What you need to do>
Leave out the pictures and restate the rest of the data exactly.

Supplied information>
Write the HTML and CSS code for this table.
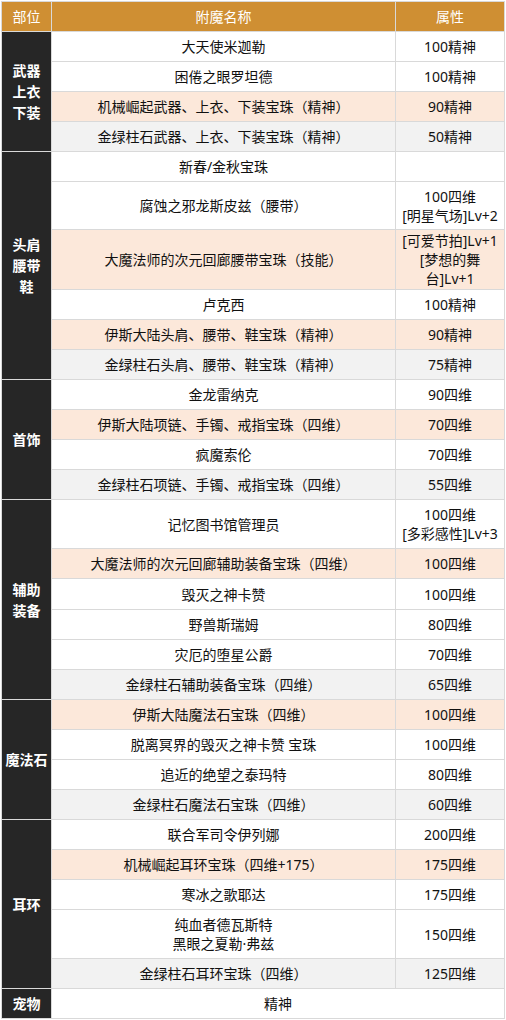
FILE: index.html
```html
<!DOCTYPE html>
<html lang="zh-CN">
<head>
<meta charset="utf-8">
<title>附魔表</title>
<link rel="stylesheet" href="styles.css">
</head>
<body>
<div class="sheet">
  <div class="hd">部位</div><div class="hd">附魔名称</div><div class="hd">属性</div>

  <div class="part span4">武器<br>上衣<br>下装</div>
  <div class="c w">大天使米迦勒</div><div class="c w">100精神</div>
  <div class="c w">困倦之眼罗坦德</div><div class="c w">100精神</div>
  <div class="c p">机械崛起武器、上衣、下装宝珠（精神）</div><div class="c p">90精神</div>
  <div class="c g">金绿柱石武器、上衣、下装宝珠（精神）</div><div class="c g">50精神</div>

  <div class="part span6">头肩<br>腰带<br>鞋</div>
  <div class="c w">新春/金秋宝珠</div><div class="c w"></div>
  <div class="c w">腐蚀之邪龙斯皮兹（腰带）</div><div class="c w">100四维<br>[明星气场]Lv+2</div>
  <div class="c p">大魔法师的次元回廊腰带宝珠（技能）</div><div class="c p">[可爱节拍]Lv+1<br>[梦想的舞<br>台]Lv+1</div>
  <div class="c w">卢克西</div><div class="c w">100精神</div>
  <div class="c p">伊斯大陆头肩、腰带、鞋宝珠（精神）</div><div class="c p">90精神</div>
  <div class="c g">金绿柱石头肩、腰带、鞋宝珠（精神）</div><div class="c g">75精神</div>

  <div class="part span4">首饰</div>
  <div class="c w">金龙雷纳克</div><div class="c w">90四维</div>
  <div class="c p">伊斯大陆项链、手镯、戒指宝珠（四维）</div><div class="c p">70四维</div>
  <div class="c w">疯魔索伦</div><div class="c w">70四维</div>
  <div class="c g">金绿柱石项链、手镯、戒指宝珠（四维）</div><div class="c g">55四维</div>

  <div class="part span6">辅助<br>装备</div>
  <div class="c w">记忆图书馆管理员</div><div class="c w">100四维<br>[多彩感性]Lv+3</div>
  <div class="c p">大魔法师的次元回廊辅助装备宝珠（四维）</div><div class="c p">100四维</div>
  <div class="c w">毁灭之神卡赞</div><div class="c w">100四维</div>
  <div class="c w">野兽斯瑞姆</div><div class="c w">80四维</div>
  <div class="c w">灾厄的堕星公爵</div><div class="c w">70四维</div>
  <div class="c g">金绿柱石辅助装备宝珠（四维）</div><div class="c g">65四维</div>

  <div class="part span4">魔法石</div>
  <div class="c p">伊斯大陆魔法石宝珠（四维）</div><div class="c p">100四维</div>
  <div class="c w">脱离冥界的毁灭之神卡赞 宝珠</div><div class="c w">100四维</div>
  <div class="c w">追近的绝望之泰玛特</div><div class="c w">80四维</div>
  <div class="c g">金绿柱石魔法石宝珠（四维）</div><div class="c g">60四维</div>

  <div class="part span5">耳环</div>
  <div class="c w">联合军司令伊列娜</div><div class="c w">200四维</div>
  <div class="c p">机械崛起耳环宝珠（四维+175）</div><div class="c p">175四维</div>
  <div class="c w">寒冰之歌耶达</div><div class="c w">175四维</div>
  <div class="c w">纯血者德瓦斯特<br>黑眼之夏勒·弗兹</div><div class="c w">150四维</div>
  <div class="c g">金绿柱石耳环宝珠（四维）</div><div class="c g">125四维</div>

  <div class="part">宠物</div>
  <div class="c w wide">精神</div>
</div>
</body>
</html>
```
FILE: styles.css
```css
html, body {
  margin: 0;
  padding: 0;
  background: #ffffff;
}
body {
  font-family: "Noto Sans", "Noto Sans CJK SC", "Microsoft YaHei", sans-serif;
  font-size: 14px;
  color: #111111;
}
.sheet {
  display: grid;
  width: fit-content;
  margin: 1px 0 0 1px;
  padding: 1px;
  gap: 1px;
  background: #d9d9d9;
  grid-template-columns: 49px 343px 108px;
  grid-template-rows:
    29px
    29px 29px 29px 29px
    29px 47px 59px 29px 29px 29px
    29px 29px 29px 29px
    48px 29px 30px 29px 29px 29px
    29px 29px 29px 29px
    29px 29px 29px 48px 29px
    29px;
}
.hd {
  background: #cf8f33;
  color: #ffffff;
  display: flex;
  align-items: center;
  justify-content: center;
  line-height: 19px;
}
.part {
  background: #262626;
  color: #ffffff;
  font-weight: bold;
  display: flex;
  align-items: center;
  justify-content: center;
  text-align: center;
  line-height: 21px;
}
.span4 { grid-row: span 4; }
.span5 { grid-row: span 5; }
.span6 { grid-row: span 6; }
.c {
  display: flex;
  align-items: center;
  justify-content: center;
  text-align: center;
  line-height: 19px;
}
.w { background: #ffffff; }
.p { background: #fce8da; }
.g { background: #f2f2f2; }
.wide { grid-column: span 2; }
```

Solved problem>
Write the HTML and CSS code for this table.
FILE: index.html
```html
<!DOCTYPE html>
<html lang="zh-CN">
<head>
<meta charset="utf-8">
<title>附魔表</title>
<link rel="stylesheet" href="styles.css">
</head>
<body>
<div class="sheet">
  <div class="hd">部位</div><div class="hd">附魔名称</div><div class="hd">属性</div>

  <div class="part span4">武器<br>上衣<br>下装</div>
  <div class="c w">大天使米迦勒</div><div class="c w">100精神</div>
  <div class="c w">困倦之眼罗坦德</div><div class="c w">100精神</div>
  <div class="c p">机械崛起武器、上衣、下装宝珠（精神）</div><div class="c p">90精神</div>
  <div class="c g">金绿柱石武器、上衣、下装宝珠（精神）</div><div class="c g">50精神</div>

  <div class="part span6">头肩<br>腰带<br>鞋</div>
  <div class="c w">新春/金秋宝珠</div><div class="c w"></div>
  <div class="c w">腐蚀之邪龙斯皮兹（腰带）</div><div class="c w">100四维<br>[明星气场]Lv+2</div>
  <div class="c p">大魔法师的次元回廊腰带宝珠（技能）</div><div class="c p">[可爱节拍]Lv+1<br>[梦想的舞<br>台]Lv+1</div>
  <div class="c w">卢克西</div><div class="c w">100精神</div>
  <div class="c p">伊斯大陆头肩、腰带、鞋宝珠（精神）</div><div class="c p">90精神</div>
  <div class="c g">金绿柱石头肩、腰带、鞋宝珠（精神）</div><div class="c g">75精神</div>

  <div class="part span4">首饰</div>
  <div class="c w">金龙雷纳克</div><div class="c w">90四维</div>
  <div class="c p">伊斯大陆项链、手镯、戒指宝珠（四维）</div><div class="c p">70四维</div>
  <div class="c w">疯魔索伦</div><div class="c w">70四维</div>
  <div class="c g">金绿柱石项链、手镯、戒指宝珠（四维）</div><div class="c g">55四维</div>

  <div class="part span6">辅助<br>装备</div>
  <div class="c w">记忆图书馆管理员</div><div class="c w">100四维<br>[多彩感性]Lv+3</div>
  <div class="c p">大魔法师的次元回廊辅助装备宝珠（四维）</div><div class="c p">100四维</div>
  <div class="c w">毁灭之神卡赞</div><div class="c w">100四维</div>
  <div class="c w">野兽斯瑞姆</div><div class="c w">80四维</div>
  <div class="c w">灾厄的堕星公爵</div><div class="c w">70四维</div>
  <div class="c g">金绿柱石辅助装备宝珠（四维）</div><div class="c g">65四维</div>

  <div class="part span4">魔法石</div>
  <div class="c p">伊斯大陆魔法石宝珠（四维）</div><div class="c p">100四维</div>
  <div class="c w">脱离冥界的毁灭之神卡赞 宝珠</div><div class="c w">100四维</div>
  <div class="c w">追近的绝望之泰玛特</div><div class="c w">80四维</div>
  <div class="c g">金绿柱石魔法石宝珠（四维）</div><div class="c g">60四维</div>

  <div class="part span5">耳环</div>
  <div class="c w">联合军司令伊列娜</div><div class="c w">200四维</div>
  <div class="c p">机械崛起耳环宝珠（四维+175）</div><div class="c p">175四维</div>
  <div class="c w">寒冰之歌耶达</div><div class="c w">175四维</div>
  <div class="c w">纯血者德瓦斯特<br>黑眼之夏勒·弗兹</div><div class="c w">150四维</div>
  <div class="c g">金绿柱石耳环宝珠（四维）</div><div class="c g">125四维</div>

  <div class="part">宠物</div>
  <div class="c w wide">精神</div>
</div>
</body>
</html>
```
FILE: styles.css
```css
html, body {
  margin: 0;
  padding: 0;
  background: #ffffff;
}
body {
  font-family: "Noto Sans", "Noto Sans CJK SC", "Microsoft YaHei", sans-serif;
  font-size: 14px;
  color: #111111;
}
.sheet {
  display: grid;
  width: fit-content;
  margin: 1px 0 0 1px;
  padding: 1px;
  gap: 1px;
  background: #d9d9d9;
  grid-template-columns: 49px 343px 108px;
  grid-template-rows:
    29px
    29px 29px 29px 29px
    29px 47px 59px 29px 29px 29px
    29px 29px 29px 29px
    48px 29px 30px 29px 29px 29px
    29px 29px 29px 29px
    29px 29px 29px 48px 29px
    29px;
}
.hd {
  background: #cf8f33;
  color: #ffffff;
  display: flex;
  align-items: center;
  justify-content: center;
  line-height: 19px;
}
.part {
  background: #262626;
  color: #ffffff;
  font-weight: bold;
  display: flex;
  align-items: center;
  justify-content: center;
  text-align: center;
  line-height: 21px;
}
.span4 { grid-row: span 4; }
.span5 { grid-row: span 5; }
.span6 { grid-row: span 6; }
.c {
  display: flex;
  align-items: center;
  justify-content: center;
  text-align: center;
  line-height: 19px;
}
.w { background: #ffffff; }
.p { background: #fce8da; }
.g { background: #f2f2f2; }
.wide { grid-column: span 2; }
```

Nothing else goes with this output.